4 August 20254 minute read

Municipal investments in data centres are under scrutiny at the Frankfurt Administrative Court

What is the issue?

Frankfurt Administrative Court has ruled on municipal shareholding in data centres

On 28 May 2025 (Ref. 7 K 3996/23.F), the Frankfurt Administrative Court ruled that the City of Frankfurt am Main’s indirect participation via Mainova AG in the data centre operator Mainova WebHouse GmbH is unlawful insofar as it is aimed at the operation of data centres.

The ruling is not yet final; as an appeal was lodged on 8 July 2025.

 

Who brought the action and what did the court decide?

A private provider questioned the City of Frankfurt's shareholding in a data centre

The plaintiff, a private data centre operator in the Frankfurt city area, brought an action for a declaratory judgment against the city's economic activity in the form of an indirect participation in Mainova WebHouse GmbH.

Mainova WebHouse was originally a wholly owned subsidiary of Mainova AG, but has been majority-owned by an international investment fund since June 2024. It builds and operates, among other things, the “MHW01” data centre campus in Frankfurt-Seckbach. This project has already been leased on a long-term basis to an international hyperscaler.

In its action, the plaintiff alleged a violation of the principles of economic efficiency and subsidiarity under municipal law as set out in the Hessian Community Ordinance (HGO). According to this ordinance, municipalities may only engage in economic activities if they are justified by a public purpose and are proportionate to the needs and capabilities. Furthermore, private providers must be unable to perform the task equally well and economically.

In its ruling, the Chamber found, as requested by the plaintiff, that there had been a violation of the so-called qualified subsidiarity clause pursuant to Section 121 (1) sentence 1 no. 3 HGO in conjunction with Section 122 (1) and (5) HGO.

 

What does the ruling mean in practice?

Local authorities must analyse the market in detail

The court found that the principle of subsidiarity had been violated, as the city failed to prove that private providers were unable to meet the demand. In its justification the court further explains in its justification that, when assessing this requirement, the municipality has, in principle, only limited discretion that can be reviewed by the courts. This relates to the decision to forecast whether there is an undersupply by private providers in the market segment in question. In this respect, the court can only examine whether the municipality has established the facts completely and accurately, and whether it has considered any irrelevant factors.

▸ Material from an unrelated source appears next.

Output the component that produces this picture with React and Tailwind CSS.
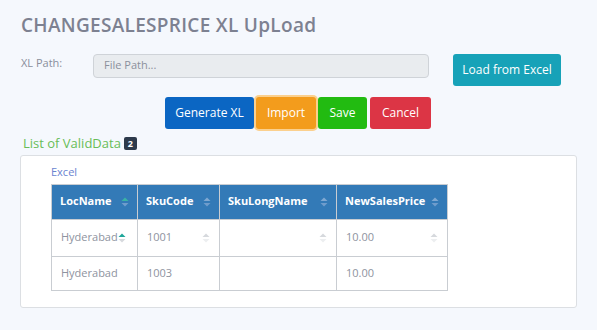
import React from "react"

function SortIcon({ up = "#9ca3af", down = "#9ca3af", className = "" }) {
  return (
    <svg width="8" height="10" viewBox="0 0 8 10" className={className}>
      <path d="M4 0.5 L7.5 4 L0.5 4 Z" fill={up} />
      <path d="M4 9.5 L7.5 6 L0.5 6 Z" fill={down} />
    </svg>
  )
}

function Th({ children, w, active }) {
  return (
    <th className={`${w} h-[35px] border border-[#c9cdd2] px-2 text-left text-[11px] font-bold text-white`}>
      <div className="flex items-center justify-between">
        <span>{children}</span>
        <SortIcon up={active ? "#3bb3a5" : "#7fa8d2"} down="#6f9ccc" />
      </div>
    </th>
  )
}

export default function App() {
  const font = { fontFamily: '"Open Sans", "Liberation Sans", sans-serif' }
  return (
    <div className="h-[330px] w-[597px] overflow-hidden bg-[#f5f8fd] text-[#7c8190]" style={font}>
      <h1 className="pl-[21px] pt-[11px] text-[19px] font-semibold tracking-[0.3px] text-[#7d8191]">
        CHANGESALESPRICE XL UpLoad
      </h1>

      <div className="mt-[14px] flex items-start pl-[21px]">
        <label className="w-[72px] pt-[1px] text-[11px] text-[#8a8f9c]">XL Path:</label>
        <div className="flex h-[24px] w-[336px] items-center rounded-[4px] border border-[#cfd3d8] bg-[#e9ecef] pl-[10px] text-[11px] text-[#8b909c]">
          File Path...
        </div>
        <button className="ml-[24px] h-[32px] w-[108px] rounded-[3px] bg-[#17a2b8] text-[12px] text-white">
          Load from Excel
        </button>
      </div>

      <div className="mt-[11px] flex gap-[2px] pl-[165px]">
        <button className="h-[32px] w-[89px] rounded-[3px] bg-[#0b66c3] text-[12px] text-white">Generate XL</button>
        <button className="h-[32px] w-[60px] rounded-[3px] bg-[#f39c1c] text-[12px] text-white ring-2 ring-[#fbd08e]">Import</button>
        <button className="h-[32px] w-[49px] rounded-[3px] bg-[#22bb11] text-[12px] text-white">Save</button>
        <button className="ml-[1px] h-[32px] w-[61px] rounded-[3px] bg-[#dc3545] text-[12px] text-white">Cancel</button>
      </div>

      <div className="mt-[5px] flex items-center pl-[23px]">
        <span className="text-[13px] text-[#68bd58]">List of ValidData</span>
        <span className="ml-[3px] flex h-[13px] w-[13px] items-center justify-center rounded-[2px] bg-[#2d3a4b] text-[9px] font-bold text-white">2</span>
      </div>

      <div className="mx-[20px] mt-[2px] h-[153px] rounded-[3px] border border-[#dcdfe3] bg-white pl-[30px] pt-[8px]">
        <div className="text-[11px] text-[#6a84d0]">Excel</div>
        <table className="mt-[3px] border-collapse text-[11px]">
          <thead className="bg-[#337ab7]">
            <tr>
              <Th w="w-[86px]" active>LocName</Th>
              <Th w="w-[82px]">SkuCode</Th>
              <Th w="w-[117px]">SkuLongName</Th>
              <Th w="w-[111px]">NewSalesPrice</Th>
            </tr>
          </thead>
          <tbody className="text-[#8e93a0]">
            <tr className="h-[37px]">
              <td className="border border-[#c9cdd2] pl-[9px]">
                <div className="flex items-center">
                  <span>Hyderabad</span>
                  <SortIcon up="#1fa79a" down="#d6d9dd" />
                </div>
              </td>
              <td className="border border-[#c9cdd2] px-[9px]">
                <div className="flex items-center justify-between">
                  <span>1001</span>
                  <SortIcon up="#d6d9dd" down="#eceef0" />
                </div>
              </td>
              <td className="border border-[#c9cdd2] px-[9px]">
                <div className="flex items-center justify-end">
                  <SortIcon up="#d6d9dd" down="#eceef0" />
                </div>
              </td>
              <td className="border border-[#c9cdd2] px-[9px]">
                <div className="flex items-center justify-between">
                  <span>10.00</span>
                  <SortIcon up="#d6d9dd" down="#eceef0" />
                </div>
              </td>
            </tr>
            <tr className="h-[34px]">
              <td className="border border-[#c9cdd2] pl-[9px]">Hyderabad</td>
              <td className="border border-[#c9cdd2] pl-[9px]">1003</td>
              <td className="border border-[#c9cdd2]"></td>
              <td className="border border-[#c9cdd2] pl-[9px]">10.00</td>
            </tr>
          </tbody>
        </table>
      </div>
    </div>
  )
}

In this specific case, however, the court found an error of assessment. The city of Frankfurt had not presented any reliable market research or objective needs analysis to justify its entry into the data centre market. Particularly in an area that is strongly influenced by the private sector and dominated by providers active internationally, a careful and documented assessment of needs is absolutely necessary.

Local authorities may therefore only engage in economic activities under strict conditions. This is particularly true of technology- and investment-intensive business models - such as the operation of data centres in the present case - where a detailed examination of market access by municipally owned companies is essential.

Even grandfathering does not always apply

The city was also unable to invoke grandfathering rights. Although Mainova AG had previously offered data centre services, the court found that the current project - specifically the construction of the MHW01 data centre - constituted a significant expansion of its previous activities. Legally, such an expansion must be treated as a new economic activity, subject to the provisions of Sections 121 et seq. HGO. Grandfathering rights only apply if the activity remains essentially the same.

This judgement has significant implications for municipal shareholdings nationwide

Conclusion: Overall, the court found that the threshold for impermissible economic activity had been crossed, as neither the requirements of Section 121(1) HGO regarding subsidiarity nor the requirements for a permissible extension pursuant to Section 122(1) and (5) HGO had been met.

The principle of subsidiarity also applies to the municipal codes of other German federal states, such as Bavaria and Thuringia, meaning it is relevant in other German states, too.

Therefore, the ruling is relevant beyond the individual case to all municipal investments in privately organised infrastructure projects. However, a final ruling on the appeal is not expected for several months.